_What needs to be done_: The entries below should be given again exactly, minus their pictures.

[Pages as source code]

** start **

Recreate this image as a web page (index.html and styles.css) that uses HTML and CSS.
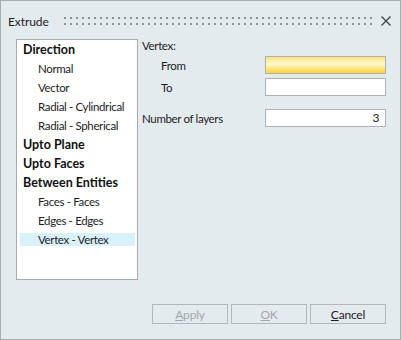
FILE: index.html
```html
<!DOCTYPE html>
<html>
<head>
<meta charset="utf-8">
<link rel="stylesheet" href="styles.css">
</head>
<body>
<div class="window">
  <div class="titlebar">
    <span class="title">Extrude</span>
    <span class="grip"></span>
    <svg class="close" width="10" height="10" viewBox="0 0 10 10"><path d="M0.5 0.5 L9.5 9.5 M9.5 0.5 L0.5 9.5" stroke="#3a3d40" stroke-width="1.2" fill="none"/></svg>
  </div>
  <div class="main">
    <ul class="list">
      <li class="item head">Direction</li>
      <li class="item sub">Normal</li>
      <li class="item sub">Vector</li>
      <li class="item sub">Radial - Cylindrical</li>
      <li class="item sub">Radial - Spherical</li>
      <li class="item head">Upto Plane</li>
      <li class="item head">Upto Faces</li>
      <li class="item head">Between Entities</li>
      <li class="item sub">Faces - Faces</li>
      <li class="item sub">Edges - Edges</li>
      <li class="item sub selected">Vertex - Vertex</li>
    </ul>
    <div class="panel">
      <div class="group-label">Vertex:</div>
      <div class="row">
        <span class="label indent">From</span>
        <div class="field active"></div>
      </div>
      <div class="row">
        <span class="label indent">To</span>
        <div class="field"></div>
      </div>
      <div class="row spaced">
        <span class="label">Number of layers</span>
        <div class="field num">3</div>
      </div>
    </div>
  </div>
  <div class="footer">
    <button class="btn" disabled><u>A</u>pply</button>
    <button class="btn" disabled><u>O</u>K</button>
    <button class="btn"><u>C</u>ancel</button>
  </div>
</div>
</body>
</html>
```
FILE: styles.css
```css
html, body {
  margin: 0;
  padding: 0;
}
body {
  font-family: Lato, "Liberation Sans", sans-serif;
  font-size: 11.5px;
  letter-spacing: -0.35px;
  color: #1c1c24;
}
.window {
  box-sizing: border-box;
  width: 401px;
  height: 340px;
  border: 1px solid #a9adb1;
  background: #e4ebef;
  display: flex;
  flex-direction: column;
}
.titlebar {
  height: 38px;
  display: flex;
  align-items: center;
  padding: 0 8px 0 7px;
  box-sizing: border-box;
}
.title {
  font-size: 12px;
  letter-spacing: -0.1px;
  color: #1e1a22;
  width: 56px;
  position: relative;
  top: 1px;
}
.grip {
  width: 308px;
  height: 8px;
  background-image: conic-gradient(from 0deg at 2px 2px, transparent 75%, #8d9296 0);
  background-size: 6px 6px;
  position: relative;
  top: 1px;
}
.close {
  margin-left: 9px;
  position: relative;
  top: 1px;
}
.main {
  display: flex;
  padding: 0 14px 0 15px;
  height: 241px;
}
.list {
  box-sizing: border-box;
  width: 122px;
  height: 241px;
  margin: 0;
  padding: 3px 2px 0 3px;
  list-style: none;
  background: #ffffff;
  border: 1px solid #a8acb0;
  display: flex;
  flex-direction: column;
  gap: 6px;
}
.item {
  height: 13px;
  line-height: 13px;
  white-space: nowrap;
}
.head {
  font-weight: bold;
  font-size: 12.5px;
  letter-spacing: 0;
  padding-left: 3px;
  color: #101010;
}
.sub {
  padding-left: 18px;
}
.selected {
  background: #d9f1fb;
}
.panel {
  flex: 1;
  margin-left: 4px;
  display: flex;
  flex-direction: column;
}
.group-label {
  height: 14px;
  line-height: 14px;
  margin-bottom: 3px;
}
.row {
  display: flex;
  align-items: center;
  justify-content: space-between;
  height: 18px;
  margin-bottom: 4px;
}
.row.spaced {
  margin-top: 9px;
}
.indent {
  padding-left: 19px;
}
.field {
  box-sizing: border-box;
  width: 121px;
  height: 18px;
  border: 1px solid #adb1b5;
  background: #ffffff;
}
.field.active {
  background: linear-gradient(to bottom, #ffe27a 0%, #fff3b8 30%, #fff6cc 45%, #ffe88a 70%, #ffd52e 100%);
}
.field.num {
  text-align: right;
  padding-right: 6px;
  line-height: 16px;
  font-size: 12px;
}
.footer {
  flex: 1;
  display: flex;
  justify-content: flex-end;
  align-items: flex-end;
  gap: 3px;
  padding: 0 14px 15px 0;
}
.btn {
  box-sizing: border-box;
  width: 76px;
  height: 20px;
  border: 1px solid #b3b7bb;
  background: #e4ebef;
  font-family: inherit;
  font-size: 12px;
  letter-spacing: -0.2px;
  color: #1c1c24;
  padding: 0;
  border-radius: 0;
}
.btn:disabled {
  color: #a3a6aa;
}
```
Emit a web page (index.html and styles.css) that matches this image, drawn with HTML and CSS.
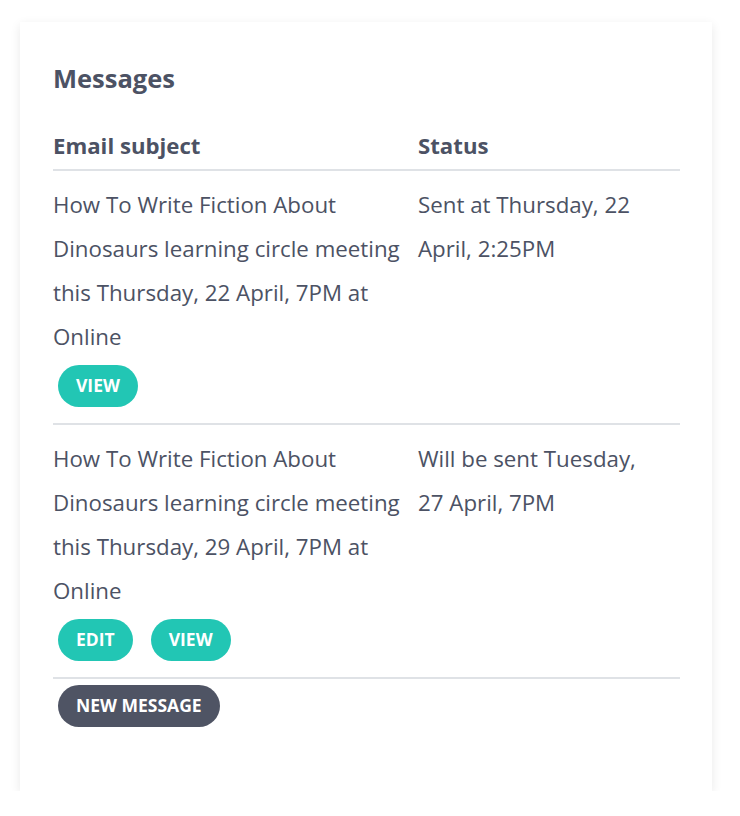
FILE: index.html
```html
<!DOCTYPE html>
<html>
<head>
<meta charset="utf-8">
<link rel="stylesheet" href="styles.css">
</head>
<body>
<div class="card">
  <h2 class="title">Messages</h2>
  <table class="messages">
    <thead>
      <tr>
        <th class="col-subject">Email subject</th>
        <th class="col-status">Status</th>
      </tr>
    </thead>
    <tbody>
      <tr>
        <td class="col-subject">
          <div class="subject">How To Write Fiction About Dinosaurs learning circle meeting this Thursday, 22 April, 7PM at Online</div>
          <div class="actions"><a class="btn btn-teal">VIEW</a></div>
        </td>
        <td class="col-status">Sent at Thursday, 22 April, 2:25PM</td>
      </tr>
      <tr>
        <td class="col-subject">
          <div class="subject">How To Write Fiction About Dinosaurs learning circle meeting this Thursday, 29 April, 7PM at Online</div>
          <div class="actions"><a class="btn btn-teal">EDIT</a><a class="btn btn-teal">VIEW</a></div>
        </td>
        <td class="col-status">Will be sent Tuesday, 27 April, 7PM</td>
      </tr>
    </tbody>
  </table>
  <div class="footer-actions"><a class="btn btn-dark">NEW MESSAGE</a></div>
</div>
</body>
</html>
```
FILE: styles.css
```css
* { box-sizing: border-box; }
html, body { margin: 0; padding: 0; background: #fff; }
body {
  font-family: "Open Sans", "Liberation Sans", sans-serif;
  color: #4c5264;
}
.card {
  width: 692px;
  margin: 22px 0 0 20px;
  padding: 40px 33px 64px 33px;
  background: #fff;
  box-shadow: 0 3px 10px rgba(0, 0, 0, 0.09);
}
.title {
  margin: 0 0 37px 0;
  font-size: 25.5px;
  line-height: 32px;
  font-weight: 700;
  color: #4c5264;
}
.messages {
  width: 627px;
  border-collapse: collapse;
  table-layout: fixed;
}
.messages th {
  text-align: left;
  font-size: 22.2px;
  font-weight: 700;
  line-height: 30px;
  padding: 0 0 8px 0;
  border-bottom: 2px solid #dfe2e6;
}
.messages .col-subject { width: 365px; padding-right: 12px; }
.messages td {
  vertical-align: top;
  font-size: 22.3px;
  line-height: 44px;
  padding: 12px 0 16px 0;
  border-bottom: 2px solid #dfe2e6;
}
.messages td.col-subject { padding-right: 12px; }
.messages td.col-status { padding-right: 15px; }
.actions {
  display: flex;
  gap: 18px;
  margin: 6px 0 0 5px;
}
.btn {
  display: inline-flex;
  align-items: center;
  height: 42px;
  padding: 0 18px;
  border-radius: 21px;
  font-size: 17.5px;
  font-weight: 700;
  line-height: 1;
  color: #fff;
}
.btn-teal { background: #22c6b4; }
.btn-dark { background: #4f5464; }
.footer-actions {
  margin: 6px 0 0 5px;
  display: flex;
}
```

** end **

_Solution to this task_:
Recreate this image as a web page (index.html and styles.css) that uses HTML and CSS.
FILE: index.html
```html
<!DOCTYPE html>
<html>
<head>
<meta charset="utf-8">
<link rel="stylesheet" href="styles.css">
</head>
<body>
<div class="window">
  <div class="titlebar">
    <span class="title">Extrude</span>
    <span class="grip"></span>
    <svg class="close" width="10" height="10" viewBox="0 0 10 10"><path d="M0.5 0.5 L9.5 9.5 M9.5 0.5 L0.5 9.5" stroke="#3a3d40" stroke-width="1.2" fill="none"/></svg>
  </div>
  <div class="main">
    <ul class="list">
      <li class="item head">Direction</li>
      <li class="item sub">Normal</li>
      <li class="item sub">Vector</li>
      <li class="item sub">Radial - Cylindrical</li>
      <li class="item sub">Radial - Spherical</li>
      <li class="item head">Upto Plane</li>
      <li class="item head">Upto Faces</li>
      <li class="item head">Between Entities</li>
      <li class="item sub">Faces - Faces</li>
      <li class="item sub">Edges - Edges</li>
      <li class="item sub selected">Vertex - Vertex</li>
    </ul>
    <div class="panel">
      <div class="group-label">Vertex:</div>
      <div class="row">
        <span class="label indent">From</span>
        <div class="field active"></div>
      </div>
      <div class="row">
        <span class="label indent">To</span>
        <div class="field"></div>
      </div>
      <div class="row spaced">
        <span class="label">Number of layers</span>
        <div class="field num">3</div>
      </div>
    </div>
  </div>
  <div class="footer">
    <button class="btn" disabled><u>A</u>pply</button>
    <button class="btn" disabled><u>O</u>K</button>
    <button class="btn"><u>C</u>ancel</button>
  </div>
</div>
</body>
</html>
```
FILE: styles.css
```css
html, body {
  margin: 0;
  padding: 0;
}
body {
  font-family: Lato, "Liberation Sans", sans-serif;
  font-size: 11.5px;
  letter-spacing: -0.35px;
  color: #1c1c24;
}
.window {
  box-sizing: border-box;
  width: 401px;
  height: 340px;
  border: 1px solid #a9adb1;
  background: #e4ebef;
  display: flex;
  flex-direction: column;
}
.titlebar {
  height: 38px;
  display: flex;
  align-items: center;
  padding: 0 8px 0 7px;
  box-sizing: border-box;
}
.title {
  font-size: 12px;
  letter-spacing: -0.1px;
  color: #1e1a22;
  width: 56px;
  position: relative;
  top: 1px;
}
.grip {
  width: 308px;
  height: 8px;
  background-image: conic-gradient(from 0deg at 2px 2px, transparent 75%, #8d9296 0);
  background-size: 6px 6px;
  position: relative;
  top: 1px;
}
.close {
  margin-left: 9px;
  position: relative;
  top: 1px;
}
.main {
  display: flex;
  padding: 0 14px 0 15px;
  height: 241px;
}
.list {
  box-sizing: border-box;
  width: 122px;
  height: 241px;
  margin: 0;
  padding: 3px 2px 0 3px;
  list-style: none;
  background: #ffffff;
  border: 1px solid #a8acb0;
  display: flex;
  flex-direction: column;
  gap: 6px;
}
.item {
  height: 13px;
  line-height: 13px;
  white-space: nowrap;
}
.head {
  font-weight: bold;
  font-size: 12.5px;
  letter-spacing: 0;
  padding-left: 3px;
  color: #101010;
}
.sub {
  padding-left: 18px;
}
.selected {
  background: #d9f1fb;
}
.panel {
  flex: 1;
  margin-left: 4px;
  display: flex;
  flex-direction: column;
}
.group-label {
  height: 14px;
  line-height: 14px;
  margin-bottom: 3px;
}
.row {
  display: flex;
  align-items: center;
  justify-content: space-between;
  height: 18px;
  margin-bottom: 4px;
}
.row.spaced {
  margin-top: 9px;
}
.indent {
  padding-left: 19px;
}
.field {
  box-sizing: border-box;
  width: 121px;
  height: 18px;
  border: 1px solid #adb1b5;
  background: #ffffff;
}
.field.active {
  background: linear-gradient(to bottom, #ffe27a 0%, #fff3b8 30%, #fff6cc 45%, #ffe88a 70%, #ffd52e 100%);
}
.field.num {
  text-align: right;
  padding-right: 6px;
  line-height: 16px;
  font-size: 12px;
}
.footer {
  flex: 1;
  display: flex;
  justify-content: flex-end;
  align-items: flex-end;
  gap: 3px;
  padding: 0 14px 15px 0;
}
.btn {
  box-sizing: border-box;
  width: 76px;
  height: 20px;
  border: 1px solid #b3b7bb;
  background: #e4ebef;
  font-family: inherit;
  font-size: 12px;
  letter-spacing: -0.2px;
  color: #1c1c24;
  padding: 0;
  border-radius: 0;
}
.btn:disabled {
  color: #a3a6aa;
}
```
Emit a web page (index.html and styles.css) that matches this image, drawn with HTML and CSS.
FILE: index.html
```html
<!DOCTYPE html>
<html>
<head>
<meta charset="utf-8">
<link rel="stylesheet" href="styles.css">
</head>
<body>
<div class="card">
  <h2 class="title">Messages</h2>
  <table class="messages">
    <thead>
      <tr>
        <th class="col-subject">Email subject</th>
        <th class="col-status">Status</th>
      </tr>
    </thead>
    <tbody>
      <tr>
        <td class="col-subject">
          <div class="subject">How To Write Fiction About Dinosaurs learning circle meeting this Thursday, 22 April, 7PM at Online</div>
          <div class="actions"><a class="btn btn-teal">VIEW</a></div>
        </td>
        <td class="col-status">Sent at Thursday, 22 April, 2:25PM</td>
      </tr>
      <tr>
        <td class="col-subject">
          <div class="subject">How To Write Fiction About Dinosaurs learning circle meeting this Thursday, 29 April, 7PM at Online</div>
          <div class="actions"><a class="btn btn-teal">EDIT</a><a class="btn btn-teal">VIEW</a></div>
        </td>
        <td class="col-status">Will be sent Tuesday, 27 April, 7PM</td>
      </tr>
    </tbody>
  </table>
  <div class="footer-actions"><a class="btn btn-dark">NEW MESSAGE</a></div>
</div>
</body>
</html>
```
FILE: styles.css
```css
* { box-sizing: border-box; }
html, body { margin: 0; padding: 0; background: #fff; }
body {
  font-family: "Open Sans", "Liberation Sans", sans-serif;
  color: #4c5264;
}
.card {
  width: 692px;
  margin: 22px 0 0 20px;
  padding: 40px 33px 64px 33px;
  background: #fff;
  box-shadow: 0 3px 10px rgba(0, 0, 0, 0.09);
}
.title {
  margin: 0 0 37px 0;
  font-size: 25.5px;
  line-height: 32px;
  font-weight: 700;
  color: #4c5264;
}
.messages {
  width: 627px;
  border-collapse: collapse;
  table-layout: fixed;
}
.messages th {
  text-align: left;
  font-size: 22.2px;
  font-weight: 700;
  line-height: 30px;
  padding: 0 0 8px 0;
  border-bottom: 2px solid #dfe2e6;
}
.messages .col-subject { width: 365px; padding-right: 12px; }
.messages td {
  vertical-align: top;
  font-size: 22.3px;
  line-height: 44px;
  padding: 12px 0 16px 0;
  border-bottom: 2px solid #dfe2e6;
}
.messages td.col-subject { padding-right: 12px; }
.messages td.col-status { padding-right: 15px; }
.actions {
  display: flex;
  gap: 18px;
  margin: 6px 0 0 5px;
}
.btn {
  display: inline-flex;
  align-items: center;
  height: 42px;
  padding: 0 18px;
  border-radius: 21px;
  font-size: 17.5px;
  font-weight: 700;
  line-height: 1;
  color: #fff;
}
.btn-teal { background: #22c6b4; }
.btn-dark { background: #4f5464; }
.footer-actions {
  margin: 6px 0 0 5px;
  display: flex;
}
```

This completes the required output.